Lo primero que me vino a la mente al pensar qué son, cuáles son los remanentes de la modernidad, fue salir a la calle –literalmente, cruzar la calle– y buscar los remanentes de eso, problemático, escurridizo, que algunos decretaron desaparecido, muerto y sepultado: la modernidad. Los remanentes, como lo que quedó, en dos sentidos: los rastros y los restos.
Los rastros, es decir, las huellas que dejó la modernidad. Los vestigios, las señales de que sí fue cierto más allá de lo que reportan las historias y las fotografías en libros. Que no fue sólo una conspiración de algunas sectas de arquitectos comprometidos o, tal vez, obsesionados con su tiempo, con el tiempo, sino que tuvo efectos palpables, visibles en la calle, en cualquier calle, incluso en la que vivo que es, finalmente, una calle cualquiera.
Pero también los restos, los residuos aun operantes de algo que se declaró acabado con mucha prisa, de algo que –para abusar de lo dicho por el filósofo– todavía promete: una modernidad a la hay que ayudar o exigir –o ambas– para que cumpla.
La calle, mi propia calle, debería de ser el mejor lugar para probar, primero, la persistencia de los efectos y, segundo, la de las causas de la modernidad. ¿O es demasiado pedirle a la calle?
En alguna deriva por la red encontré esto: Mario Ballesteros hizo una búsqueda en el sitio del archivo fotográfico de Life sumando dos criterios: México y moderno. Algunas de las imágenes que resultaron las subió a su blog. Una fotografía de 1958 donde contrastan el perfil del centro de la vieja ciudad de México, con las torres de Catedral despuntando y al fondo varios edificios modernos que empezaban a surgir a sus bordes –el más alto, con sus 45 pisos, la Torre Latinoamericana, terminada en el 56. En otra foto, también del 58, unos niños juegan en una terraza de un edificio en el Paseo de la Reforma, la avenida que se quiso Campos Elíseos y que se trazó a finales del siglo XIX para unir el viejo centro con la residencia del nuevo emperador, Maximiliano de Habsurgo. Ahí abajo todavía se ve una construcción de finales del XIX cuando lo moderno significaba afrancesamiento o eclecticismo.

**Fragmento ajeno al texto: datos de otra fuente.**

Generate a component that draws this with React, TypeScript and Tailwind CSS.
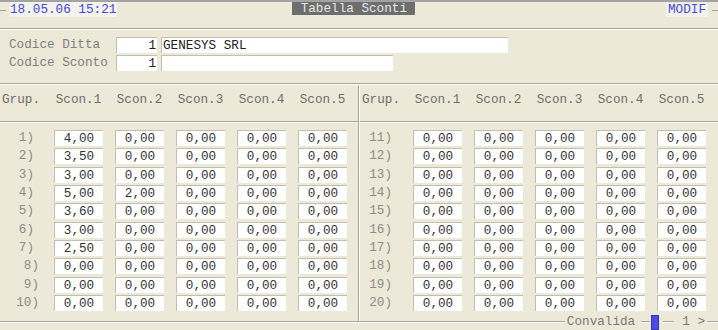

La tercera foto es del Mercado de la Merced: durante siglos el mercado central y más grande de la ciudad de México. La foto de Life muestra las grandes bóvedas de concreto aparente, diseñadas por Enrique del Moral, que se inauguraron en el 57. Un objeto moderno que cubre, que pasa por encima de una forma de organización espacial y comercial antigua, tradicional. En ese sentido más una superestructura que una infraestructura. A la larga, según el cristal con que se mire, podemos decir que la realidad le ganó a la arquitectura o que ésta permitió el libre juego de aquella. La siguiente foto es el aeropuerto de la ciudad de México, diseñado por Augusto Álvarez –quien también intervino en la Torre Latinoamericana– y abierto en 1952. Algo hay en ese espacio continuo, sin sobredeterminación alguna, en ese no-lugar como dijo el experto, que lo hace cercano a la imagen anterior del mercado –y quizá con lógica suficiente: ambos son lugares de tránsito, de paso, de tráfico– y que exige, aquí, la presencia del mariachi para atestiguar que se trata de México.